Saturday, April 23, 2011

Far Overhead, I Think I See


This is one of those weeks when I completely lost my writing/blogging voice. I simply could not post to this blog. I tried to but no words came. The reasons are crystal clear to me, but articulating them might be misinterpreted by you, dear reader, so silence must be considered golden for now.

I don't know whether to fight this blockage. Silence sometimes is preferable to provocation. Otherwise, the truths, once revealed, might strike all of us blind.

-30-

Monday, April 18, 2011

Baby in the Tree

This may not be a very good summer for our plum tree. Just when the flowers were turning into baby fruits, some heavy winds hit our backyard and I'm afraid many young plums got swept away.

But at least one survived, and when I spotted it recently, I smiled.

The plums from this tree are an unusual variety for this region -- large and purple, sweet and heavy. When they ripen, they force the tree's branches to hang low. The trick is to pick them before they fall, because they easily bruise and in the few feet to earth, their tender skin breaks.

I'm often out there to get them before those falls, or to gather them soon afterward.

I love these plums. For years now, they have sweetened my Julys. But this year, there will only be a few, including the youngster pictured above.

I'll be keeping my eye on her, as I'm pretty sure she would rather end up in my belly than rotting on the soil, skin split, succulence entered by ants, all flesh stripped by scavengers and garbage creatures.

I, by contrast, adore her shape and sweetness and know how to honor that. Not to mention how to include her essence as I jar one of my very rare bottles of plum jam.

Alas, this year there will probably be no jam. Only the momentary pleasure of sweetness as one plum's flesh goes down my throat.

What a pity.

-30-

Sunday, April 17, 2011

On Today's Wind

If you click on this photo, it will enlarge, and if you look hard, you may see the hummingbird, grey and green, in the center of the apple tree.

I saw another hummingbird today, outside the windows at the building in the Presidio where hundreds of us gathered to support the family of the precious young life so recently lost, to suicide, at age 14.

We all came in one sense to ask questions and find answers, but there are no answers to be found to such questions, and so, only the questions remained there once we had left.

We also came just to be where we needed to be for this boys' remarkable parents and older brother; to in some physical way demonstrate that we are witnesses not only to their ineffable pain but to the wonderful boy they raised, a child who overcame many difficulties, including hearing loss, weak vision, and other physical challenges to become a star athlete, and one of the most socially gifted youngsters it has ever been my pleasure to know.

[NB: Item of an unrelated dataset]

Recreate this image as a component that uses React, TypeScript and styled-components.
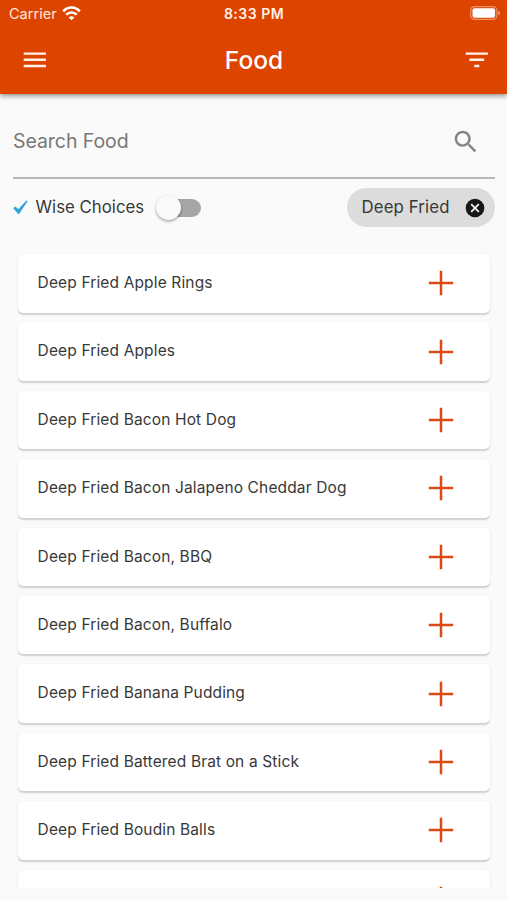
import React from "react";
import styled, { createGlobalStyle } from "styled-components";

const GlobalStyle = createGlobalStyle`
  *, *::before, *::after { box-sizing: border-box; }
  body { margin: 0; background: #fafafa; font-family: Inter, Roboto, sans-serif; }
`;

const Screen = styled.div`
  display: flex;
  flex-direction: column;
  width: 507px;
  height: 900px;
  overflow: hidden;
  background: #fafafa;
`;

const Header = styled.header`
  flex: none;
  height: 94px;
  background: #dd4400;
  color: #fff;
  box-shadow: 0 2px 5px rgba(0, 0, 0, 0.42);
`;

const StatusBar = styled.div`
  display: grid;
  grid-template-columns: 1fr auto 1fr;
  align-items: center;
  height: 26px;
  padding: 2px 6px 0 9px;
`;

const Carrier = styled.div`
  display: flex;
  align-items: center;
  gap: 5px;
  padding-bottom: 1px;
`;

const Clock = styled.time`
  margin-right: 2px;
  font-size: 14px;
  font-weight: 600;
  line-height: 1.2;
  letter-spacing: 0.5px;
  color: #fff0e8;
`;

const Battery = styled.div`
  display: flex;
  justify-content: flex-end;
  padding-bottom: 2px;
`;

const AppBar = styled.div`
  display: grid;
  grid-template-columns: 1fr auto 1fr;
  align-items: center;
  height: 68px;
  padding: 0 15px 0 20px;
`;

const Title = styled.h1`
  margin: 0 4px 0 0;
  padding-top: 1px;
  font-size: 24.5px;
  font-weight: 500;
  line-height: 1.2;
  color: #fff;
`;

const BarButton = styled.button<{ $end?: boolean }>`
  display: flex;
  justify-self: ${(p) => (p.$end ? "end" : "start")};
  padding: 0;
  border: 0;
  background: none;
  color: #fff2ea;
`;

const Label = styled.span<{ $size: number; $spacing?: number; $color?: string }>`
  font-size: ${(p) => p.$size}px;
  letter-spacing: ${(p) => p.$spacing ?? 0}px;
  color: ${(p) => p.$color ?? "#383838"};
  line-height: 1.2;
  white-space: nowrap;
`;

const SearchField = styled.div`
  display: flex;
  flex: none;
  align-items: center;
  justify-content: space-between;
  height: 85px;
  margin: 0 12px 0 13px;
  padding: 13px 14.5px 0 0;
  border-bottom: 2px solid #b8b8b8;
`;

const FilterRow = styled.div`
  display: flex;
  flex: none;
  align-items: center;
  height: 57px;
  padding: 0 12px 0 13px;
`;

const WiseLabel = styled.div`
  display: flex;
  align-items: center;
  gap: 7.5px;
`;

const Toggle = styled.button`
  display: flex;
  align-items: center;
  width: 41px;
  height: 18px;
  margin-left: 16px;
  padding: 0;
  border: 0;
  border-radius: 9px;
  background: #a6a6a6;
`;

const Thumb = styled.span`
  flex: none;
  width: 25px;
  height: 25px;
  margin-left: -4px;
  border-radius: 50%;
  background: #fafafa;
  box-shadow: 0 1.5px 3px rgba(0, 0, 0, 0.36);
`;

const Chip = styled.div`
  display: flex;
  align-items: center;
  justify-content: space-between;
  width: 148px;
  height: 39px;
  margin-left: auto;
  padding: 0 10px 0 14.5px;
  border-radius: 20px;
  background: #dcdcdc;
`;

const FoodList = styled.ul`
  display: flex;
  flex-direction: column;
  flex: none;
  gap: 9.9px;
  height: 652px;
  margin: 0;
  padding: 18px 17px 0 18px;
  overflow: hidden;
  list-style: none;
`;

const FoodCard = styled.li`
  display: flex;
  flex: none;
  align-items: center;
  justify-content: space-between;
  height: 58.5px;
  padding: 0 36px 0 19.6px;
  border-radius: 5px;
  background: #fff;
  box-shadow: 0 1.5px 1.5px rgba(0, 0, 0, 0.17), 0 0 2px rgba(0, 0, 0, 0.04);
`;

const AddButton = styled.button`
  display: flex;
  margin-left: auto;
  padding: 0;
  border: 0;
  background: none;
`;

const foods = [
  "Deep Fried Apple Rings",
  "Deep Fried Apples",
  "Deep Fried Bacon Hot Dog",
  "Deep Fried Bacon Jalapeno Cheddar Dog",
  "Deep Fried Bacon, BBQ",
  "Deep Fried Bacon, Buffalo",
  "Deep Fried Banana Pudding",
  "Deep Fried Battered Brat on a Stick",
  "Deep Fried Boudin Balls",
];

const MaterialIcon = ({ d, size = 29.6, color = "currentColor" }: { d: string; size?: number; color?: string }) => (
  <svg width={size} height={size} viewBox="0 0 24 24" fill={color}>
    <path d={d} />
  </svg>
);

const WifiIcon = () => (
  <svg width="19" height="15" viewBox="0 0 19 15" fill="none" stroke="#fff" strokeWidth="2.6">
    <path d="M1.2 5.3C6 .3 13 .3 17.8 5.3" />
    <path d="M4.2 8.7C7.2 5.7 11.8 5.7 14.8 8.7" />
    <path d="M9.5 14.3 6.7 11.5C8.3 9.8 10.7 9.8 12.3 11.5Z" fill="#fff" stroke="none" />
  </svg>
);

const BatteryIcon = () => (
  <svg width="31" height="14" viewBox="0 0 31 14">
    <rect x=".7" y=".6" width="26.2" height="12.8" rx="3.8" fill="none" stroke="#fff" strokeOpacity=".42" strokeWidth="1.2" />
    <rect x="2.5" y="2.3" width="22.6" height="9.4" rx="2" fill="#fff" />
    <path d="M28.3 4.7C30.6 5.5 30.6 8.5 28.3 9.3Z" fill="#fff" fillOpacity=".5" />
  </svg>
);

const PlusIcon = () => (
  <svg width="26" height="26" viewBox="0 0 26 26">
    <path d="M13 .8v24.4M.8 13h24.4" stroke="#dc4a14" strokeWidth="2.5" />
  </svg>
);

export default function App() {
  return (
    <>
      <GlobalStyle />
      <Screen>
        <Header>
          <StatusBar>
            <Carrier>
              <Label $size={14.5} $spacing={0.03} $color="#ffe9dd">Carrier</Label>
              <WifiIcon />
            </Carrier>
            <Clock>8:33 PM</Clock>
            <Battery>
              <BatteryIcon />
            </Battery>
          </StatusBar>
          <AppBar>
            <BarButton aria-label="Menu">
              <MaterialIcon d="M3 18h18v-2H3v2zm0-5h18v-2H3v2zm0-7v2h18V6H3z" />
            </BarButton>
            <Title>Food</Title>
            <BarButton $end aria-label="Filter">
              <MaterialIcon d="M10 18h4v-2h-4v2zM3 6v2h18V6H3zm3 7h12v-2H6v2z" />
            </BarButton>
          </AppBar>
        </Header>
        <SearchField>
          <Label $size={19.5} $spacing={-0.06} $color="#777">Search Food</Label>
          <MaterialIcon
            color="#858585"
            d="M15.5 14h-.79l-.28-.27C15.41 12.59 16 11.11 16 9.5 16 5.91 13.09 3 9.5 3S3 5.91 3 9.5 5.91 16 9.5 16c1.61 0 3.09-.59 4.23-1.57l.27.28v.79l5 4.99L20.49 19l-4.99-5zm-6 0C7.01 14 5 11.99 5 9.5S7.01 5 9.5 5 14 7.01 14 9.5 11.99 14 9.5 14z"
          />
        </SearchField>
        <FilterRow>
          <WiseLabel>
            <svg width="15" height="15" viewBox="0 0 15 15">
              <path d="M.2 8.3 2.4 6.4 5.3 9.2 13.4.5 14.6 1.3 5.7 14.4Z" fill="#2ba3dc" />
            </svg>
            <Label $size={16.8} $spacing={0.02}>Wise Choices</Label>
          </WiseLabel>
          <Toggle role="switch" aria-checked="false" aria-label="Wise Choices">
            <Thumb />
          </Toggle>
          <Chip>
            <Label $size={16.8} $spacing={0.13}>Deep Fried</Label>
            <svg width="20" height="20" viewBox="0 0 20 20">
              <circle cx="10" cy="10" r="9.3" fill="#171717" />
              <path d="m6.2 6.2 7.6 7.6m0-7.6-7.6 7.6" stroke="#eee" strokeWidth="1.9" />
            </svg>
          </Chip>
        </FilterRow>
        <FoodList>
          {foods.map((food) => (
            <FoodCard key={food}>
              <Label $size={15.5} $spacing={0.14}>{food}</Label>
              <AddButton aria-label={`Add ${food}`}>
                <PlusIcon />
              </AddButton>
            </FoodCard>
          ))}
          <FoodCard>
            <AddButton aria-label="Add">
              <PlusIcon />
            </AddButton>
          </FoodCard>
        </FoodList>
      </Screen>
    </>
  );
}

I loved this kid and I observed everything about him closely for years. From my own deaf cousin, I saw this boy, at an early age, becoming a lip-reader. Later, he had hearing aids, but that technology is imperfect, and he continued to rely on other senses to know when something was being said outside of his range of sight or hearing, and turn his head in that direction, hunting down the origin of sounds that once he located them in space, would quickly reveal their meaning to him.

Sometimes, he spoke very loudly, not knowing he was doing so, and we had to remind him to speak a bit more quietly here in my small apartment, which he visited so many times over the years.

We shared pizza and spaghetti often enough that it must have bored him -- I am not much of a cook -- but he always thanked me and he always seemed to enjoy the food, whatever its quality.

The last time he stayed over was just a few months back, the first week of the new year, actually, and a time that I was not at the top of my game. But he, as always, was a welcome member of our family, part of the posse of boys in the living room watching movies and playing video games -- one of a group of young people I wish could keep coming here forever...

But of course, nothing and no one is forever. All that we know and hold dear is temporary.

***

I did my best to hide it but for five straight hours today I cried. There is only one person who noticed every teardrop, and later, linking her 12-year-old's arms with mine, we shopped. I was buying salad before dinner with old friends; she was seeking food color for the vials of bubbles handed out at the memorial service.

Her idea is to create colorful art out of those bubbles.

***

My youngest son has been among the many walking wounded since his friend died. The two of them had been together just hours earlier that awful day, but my son had sensed nothing wrong. Since then, I have watched and known that my son has been doubting his own ability to sense what others around him are going through. He is himself such a gentle and sensitive person I know this is making him ache in ways he has no words or tools to express.

But I was proud, very proud, to see him slowly walk up to his friends' parents, bend down (he is much taller than either of them) and embrace them after today's ceremony. There were not any words he could speak, but there was a hug he could give, which spoke louder than mere words -- much louder.

And he did.

***

I saw another gentle little woodpecker today. In the middle of the service, borne on the wind, it hovered outside the window from the room where we had gathered. Inside, there were no answers to be had, nor will there ever be.

Outside, there was a tiny bird, and life on this planet continued as it always has, and God-willing, will continue to do so, even as we, one by one, pass away from this place and this time and this pain and these many joys.

All things must pass. But remember that you are never alone. No, no, no, you're not alone.